UN agency urges countries to act as fires increasingly threaten world’s forests
With forest fires around the world burning a combined area equal to that of India in 2000 and this year being one of the worst fire seasons in recent history, the United Nations Food and Agriculture Organization (FAO) today called on countries to involve local communities in the management and protection of their forests.
“Where people have an interest in protecting their forest resources, forest fires started by people will more or less disappear," FAO Forest Fire Officer Mike Jurvelius said in a news release, noting that 95 per cent of all fires are caused by human activities, at a cost of several billion dollars every year in destruction and fire-fighting.
"This year's fire season has been one of the worst in recent history, in terms of loss of human life and damage to forests and infrastructure, which includes housing, roads, bridges and telecommunication," Mr. Jurvelius added.
The worst fire hazard area in the world is in sub-Saharan Africa, where more than 170 million hectares burn annually. Only about 10 per cent of these fires are necessary for the ecosystem.
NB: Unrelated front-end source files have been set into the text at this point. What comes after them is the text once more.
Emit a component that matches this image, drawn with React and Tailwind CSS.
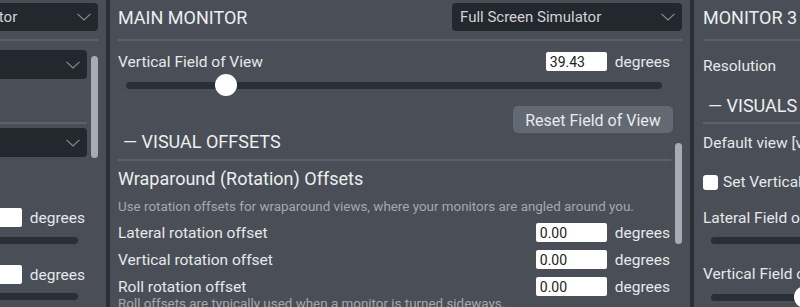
import React from "react";

const Chevron = ({ w = 14 }) => (
  <svg width={w} height="8" viewBox={`0 0 ${w} 8`} fill="none">
    <polyline points={`0.5,0.8 ${w / 2},7 ${w - 0.5},0.8`} stroke="#8a8f96" strokeWidth="1.1" />
  </svg>
);

const Divider = ({ className = "" }) => <div className={`h-[2px] bg-[#5d626a] ${className}`} />;

const Dropdown = ({ text, w = "w-[230px]", h = "h-full" }) => (
  <div className={`${w} ${h} shrink-0 bg-[#23272e] rounded-[4px] flex items-center justify-between pl-2 pr-[7px]`}>
    <span className="text-[15px] text-[#d0d3d6] whitespace-nowrap">{text}</span>
    <Chevron />
  </div>
);

const NumberBox = ({ value, w = "w-[71px]" }) => (
  <div className={`${w} h-[19px] shrink-0 bg-white rounded-[2px] pl-[4px] flex items-center text-[14px] text-[#222] leading-none pt-[2px]`}>
    {value}
  </div>
);

const Degrees = ({ className = "" }) => (
  <span className={`ml-2 pt-[3px] text-[15.5px] text-[#e6e8ea] leading-none whitespace-nowrap ${className}`}>degrees</span>
);

const LeftPanel = () => (
  <div className="w-[106px] shrink-0 bg-[#4a4f57] flex justify-end overflow-hidden">
    <div className="w-[300px] shrink-0 pr-2 flex flex-col *:shrink-0">
      <div className="mt-[3px] h-[28px] flex justify-end">
        <Dropdown text="Full Screen Simulator" />
      </div>
      <Divider className="mt-2" />
      <div className="flex-1 flex">
        <div className="flex-1 flex flex-col *:shrink-0">
          <div className="mt-[9px] h-[29px] flex justify-end">
            <Dropdown text="1920 x 1080" w="w-[180px]" />
          </div>
          <div className="mt-[16px] h-[20px]" />
          <Divider className="mt-[7px]" />
          <div className="mt-[4px] h-[29px] flex justify-end">
            <Dropdown text="Forward" w="w-[180px]" />
          </div>
          <div className="mt-[17px] h-[16px]" />
          <div className="mt-[17px] h-[20px] flex items-center justify-end">
            <NumberBox value="0.00" />
            <Degrees className="mr-[2px]" />
          </div>
          <div className="mt-[10px] h-[7px] mr-[9px] rounded-full bg-[#2a2e35]" />
          <div className="mt-[20px] h-[20px] flex items-center justify-end">
            <NumberBox value="0.00" />
            <Degrees className="mr-[2px]" />
          </div>
          <div className="mt-[9px] h-[7px] mr-[9px] rounded-full bg-[#2a2e35]" />
        </div>
        <div className="w-[7px] ml-[4px] shrink-0">
          <div className="mt-[15px] h-[102px] rounded-full bg-[#a7acb1]" />
        </div>
      </div>
    </div>
  </div>
);

const OffsetRow = ({ label, className = "" }) => (
  <div className={`h-[20px] flex items-center ${className}`}>
    <span className="flex-1 pt-[3px] text-[15.5px] text-[#e6e8ea]">{label}</span>
    <NumberBox value="0.00" />
    <Degrees className="mr-[1px]" />
  </div>
);

const MainPanel = () => (
  <div className="w-[580px] shrink-0 bg-[#4a4f57] pl-2 pr-[8px] flex flex-col overflow-hidden *:shrink-0">
    <div className="mt-[3px] h-[28px] flex items-center justify-between">
      <span className="text-[18px] text-[#eceef0]">MAIN MONITOR</span>
      <Dropdown text="Full Screen Simulator" />
    </div>
    <Divider className="mt-2" />

    <div className="mr-[9px] flex flex-col *:shrink-0">
      <div className="mt-[10px] h-[20px] flex items-center">
        <span className="flex-1 pt-[3px] text-[15.5px] text-[#e6e8ea]">Vertical Field of View</span>
        <NumberBox value="39.43" w="w-[61px]" />
        <Degrees className="mr-[3px]" />
      </div>
      <div className="mt-[3px] h-[22px] pl-2 pr-[11px] flex items-center">
        <div className="relative flex-1 h-[7px] rounded-full bg-[#2a2e35]">
          <div className="absolute -top-[8px] left-[89px] w-[22px] h-[22px] rounded-full bg-white" />
        </div>
      </div>
      <button className="mt-[10px] self-end w-[160px] h-[27px] pt-[3px] rounded-[5px] bg-[#636972] text-[16px] text-[#e8eaec]">
        Reset Field of View
      </button>
    </div>

    <div className="flex-1 flex">
      <div className="flex-1 flex flex-col *:shrink-0">
        <div className="h-[18px] leading-[18px] pl-[5px] text-[18px] text-[#eceef0]">— VISUAL OFFSETS</div>
        <Divider className="mt-2" />
        <div className="mt-[7px] leading-[22px] text-[18px] text-[#eceef0]">Wraparound (Rotation) Offsets</div>
        <div className="mt-[9px] leading-[16px] text-[13.4px] text-[#a4a8ad] whitespace-nowrap">
          Use rotation offsets for wraparound views, where your monitors are angled around you.
        </div>
        <OffsetRow label="Lateral rotation offset" className="mt-[7px]" />
        <OffsetRow label="Vertical rotation offset" className="mt-[7px]" />
        <OffsetRow label="Roll rotation offset" className="mt-[7px]" />
        <div className="leading-[16px] text-[13.4px] text-[#a4a8ad] whitespace-nowrap">
          Roll offsets are typically used when a monitor is turned sideways.
        </div>
      </div>
      <div className="w-[7px] ml-[4px] shrink-0">
        <div className="mt-[10px] h-[101px] rounded-full bg-[#a7acb1]" />
      </div>
    </div>
  </div>
);

const RightPanel = () => (
  <div className="flex-1 min-w-0 bg-[#4a4f57] pl-[9px] flex flex-col overflow-hidden whitespace-nowrap *:shrink-0">
    <div className="mt-[3px] h-[28px] flex items-center">
      <span className="text-[18px] text-[#eceef0]">MONITOR 3</span>
    </div>
    <Divider className="mt-2 w-[300px]" />
    <div className="mt-[15px] leading-[20px] text-[15.5px] text-[#e6e8ea]">Resolution</div>
    <div className="mt-[20px] leading-[20px] pl-[5px] text-[18px] text-[#eceef0]">— VISUALS</div>
    <Divider className="mt-[6px] w-[300px]" />
    <div className="mt-[9px] leading-[20px] text-[15.5px] text-[#e6e8ea]">Default view [vertical FOV]</div>
    <div className="mt-[21px] h-[16px] flex items-center">
      <div className="w-[15px] h-[15px] rounded-[3px] bg-white shrink-0" />
      <span className="ml-[5px] pt-[2px] text-[15.5px] text-[#e6e8ea]">Set Vertical Field of View</span>
    </div>
    <div className="mt-[18px] leading-[20px] text-[15.5px] text-[#e6e8ea]">Lateral Field of View</div>
    <div className="mt-[9px] ml-2 h-[7px] w-[300px] rounded-full bg-[#2a2e35]" />
    <div className="mt-[20px] leading-[20px] text-[15.5px] text-[#e6e8ea]">Vertical Field of View</div>
    <div className="mt-[2px] ml-2 h-[22px] w-[300px] relative flex items-center">
      <div className="w-full h-[7px] rounded-full bg-[#2a2e35]" />
      <div className="absolute top-0 left-[83px] w-[22px] h-[22px] rounded-full bg-white" />
    </div>
  </div>
);

export default function App() {
  return (
    <div
      className="w-[800px] h-[307px] overflow-hidden bg-[#2b2f36] flex gap-[4px]"
      style={{ fontFamily: "Roboto, 'Noto Sans', sans-serif" }}
    >
      <LeftPanel />
      <MainPanel />
      <RightPanel />
    </div>
  );
}
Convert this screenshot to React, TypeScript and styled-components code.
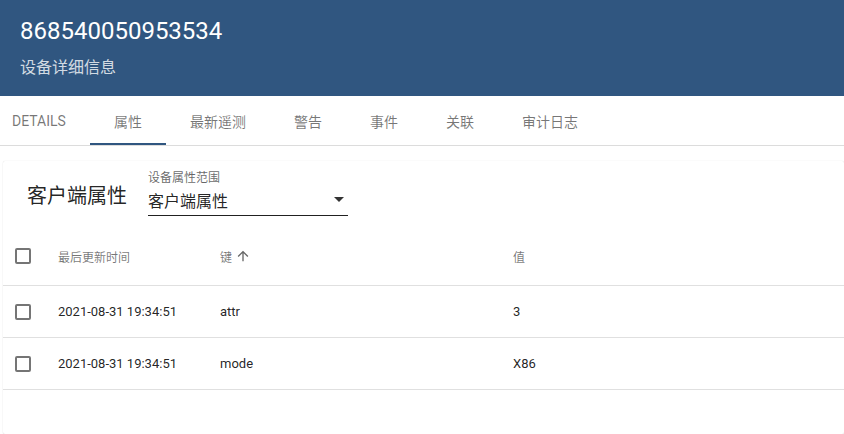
import React from "react";
import styled, { createGlobalStyle } from "styled-components";

const GlobalStyle = createGlobalStyle`
  html, body {
    margin: 0;
    padding: 0;
    background: #ffffff;
    overflow: hidden;
  }
  body {
    font-family: Roboto, "Noto Sans CJK SC", "Noto Sans", sans-serif;
    color: rgba(0, 0, 0, 0.87);
  }
  * { box-sizing: border-box; }
`;

const Page = styled.div`
  width: 844px;
  height: 434px;
  overflow: hidden;
  display: flex;
  flex-direction: column;
`;

const Header = styled.header`
  height: 96px;
  background: #305680;
  padding: 15px 20px 0;
  display: flex;
  flex-direction: column;
`;

const Title = styled.h1`
  margin: 0;
  font-size: 24px;
  font-weight: 400;
  line-height: 32px;
  color: #ffffff;
`;

const Subtitle = styled.div`
  margin-top: 11px;
  font-size: 16px;
  line-height: 20px;
  color: rgba(255, 255, 255, 0.8);
`;

const TabBar = styled.nav`
  display: flex;
  height: 50px;
  border-bottom: 1px solid #dcdcdc;
  margin-left: -12px;
`;

const Tab = styled.div<{ $active?: boolean }>`
  height: 49px;
  padding: 2px 24px 0;
  display: flex;
  align-items: center;
  font-size: 14px;
  color: rgba(0, 0, 0, 0.54);
  border-bottom: 2px solid ${(p) => (p.$active ? "#305680" : "transparent")};
`;

const Card = styled.section`
  margin: 15px 0 0 3px;
  flex: 1;
  background: #fff;
  box-shadow: 0 0 1px rgba(0, 0, 0, 0.18), 0 1px 2px rgba(0, 0, 0, 0.05);
  border-radius: 2px;
  display: flex;
  flex-direction: column;
`;

const Toolbar = styled.div`
  height: 68px;
  display: flex;
  align-items: flex-start;
  padding-left: 24px;
`;

const CardTitle = styled.h2`
  margin: 22px 0 0;
  font-size: 20px;
  font-weight: 400;
  line-height: 26px;
  color: rgba(0, 0, 0, 0.87);
`;

const SelectField = styled.div`
  margin: 10px 0 0 21px;
  width: 200px;
  display: flex;
  flex-direction: column;
`;

const SelectLabel = styled.label`
  font-size: 12px;
  line-height: 14px;
  color: rgba(0, 0, 0, 0.6);
`;

const SelectControl = styled.div`
  height: 31px;
  display: flex;
  align-items: center;
  justify-content: space-between;
  border-bottom: 1px solid rgba(0, 0, 0, 0.87);
  font-size: 16px;
  color: rgba(0, 0, 0, 0.87);
  padding: 0 4px 1px 0;
`;

const Caret = styled.span`
  width: 0;
  height: 0;
  border-left: 5px solid transparent;
  border-right: 5px solid transparent;
  border-top: 5px solid rgba(0, 0, 0, 0.8);
`;

const Row = styled.div<{ $header?: boolean }>`
  display: grid;
  grid-template-columns: 43px 162px 293px 1fr;
  align-items: center;
  height: ${(p) => (p.$header ? "57px" : "52px")};
  border-bottom: 1px solid #e0e0e0;
  padding-left: 12px;
  padding-bottom: ${(p) => (p.$header ? "2px" : "0")};
  font-size: ${(p) => (p.$header ? "12px" : "13px")};
  color: ${(p) => (p.$header ? "rgba(0,0,0,0.54)" : "rgba(0,0,0,0.87)")};
`;

const Cell = styled.div`
  display: flex;
  align-items: center;
  white-space: nowrap;
`;

const Checkbox = styled.span`
  width: 16px;
  height: 16px;
  border: 2px solid rgba(0, 0, 0, 0.54);
  border-radius: 2px;
  display: inline-block;
`;

const SortIcon = styled.svg`
  width: 16px;
  height: 16px;
  margin-left: 3px;
  fill: rgba(0, 0, 0, 0.6);
`;

const rows = [
  { time: "2021-08-31 19:34:51", key: "attr", value: "3" },
  { time: "2021-08-31 19:34:51", key: "mode", value: "X86" },
];

const tabs = ["属性", "最新遥测", "警告", "事件", "关联", "审计日志"];

export default function App() {
  return (
    <>
      <GlobalStyle />
      <Page>
        <Header>
          <Title>868540050953534</Title>
          <Subtitle>设备详细信息</Subtitle>
        </Header>
        <TabBar>
          <Tab>DETAILS</Tab>
          {tabs.map((t) => (
            <Tab key={t} $active={t === "属性"}>
              {t}
            </Tab>
          ))}
        </TabBar>
        <Card>
          <Toolbar>
            <CardTitle>客户端属性</CardTitle>
            <SelectField>
              <SelectLabel>设备属性范围</SelectLabel>
              <SelectControl>
                <span>客户端属性</span>
                <Caret />
              </SelectControl>
            </SelectField>
          </Toolbar>
          <Row $header>
            <Cell>
              <Checkbox />
            </Cell>
            <Cell>最后更新时间</Cell>
            <Cell>
              键
              <SortIcon viewBox="0 0 24 24">
                <path d="M4 12l1.41 1.41L11 7.83V20h2V7.83l5.58 5.59L20 12l-8-8-8 8z" />
              </SortIcon>
            </Cell>
            <Cell>值</Cell>
          </Row>
          {rows.map((r) => (
            <Row key={r.key}>
              <Cell>
                <Checkbox />
              </Cell>
              <Cell>{r.time}</Cell>
              <Cell>{r.key}</Cell>
              <Cell>{r.value}</Cell>
            </Row>
          ))}
        </Card>
      </Page>
    </>
  );
}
To date this year, Portugal has lost about 417,000 hectares, over three times more than the average loss during the last two decades, and France some 45 000 hectares, a 30 per cent increase compared to the same average. Russia has lost 23.7 million hectares, an area almost the size of the United Kingdom and more than double last year’s loss, while the United States lost about 2.8 million hectares, 1.1 million hectares more than in 2002.
Calling for a programme of educating people, Mr. Jurvelius said: “Countries such as Austria, Germany and Switzerland have successfully contained forest fires. For centuries, they have run awareness campaigns educating people about the functions and values of their forests. In addition, local communities and private forest owners care about their forests because their livelihoods depend on the forest resources."
He also noted that Namibia and Mozambique had increased peoples' involvement in forest management. This was accompanied by public awareness campaigns. As a result, the number of wildfires in Namibia dropped significantly.
The uncontrolled expansion of agricultural activities and tourism, as well as the increased use of forests for recreational purposes, poses a serious risk to peoples' lives and to natural resources, according to FAO.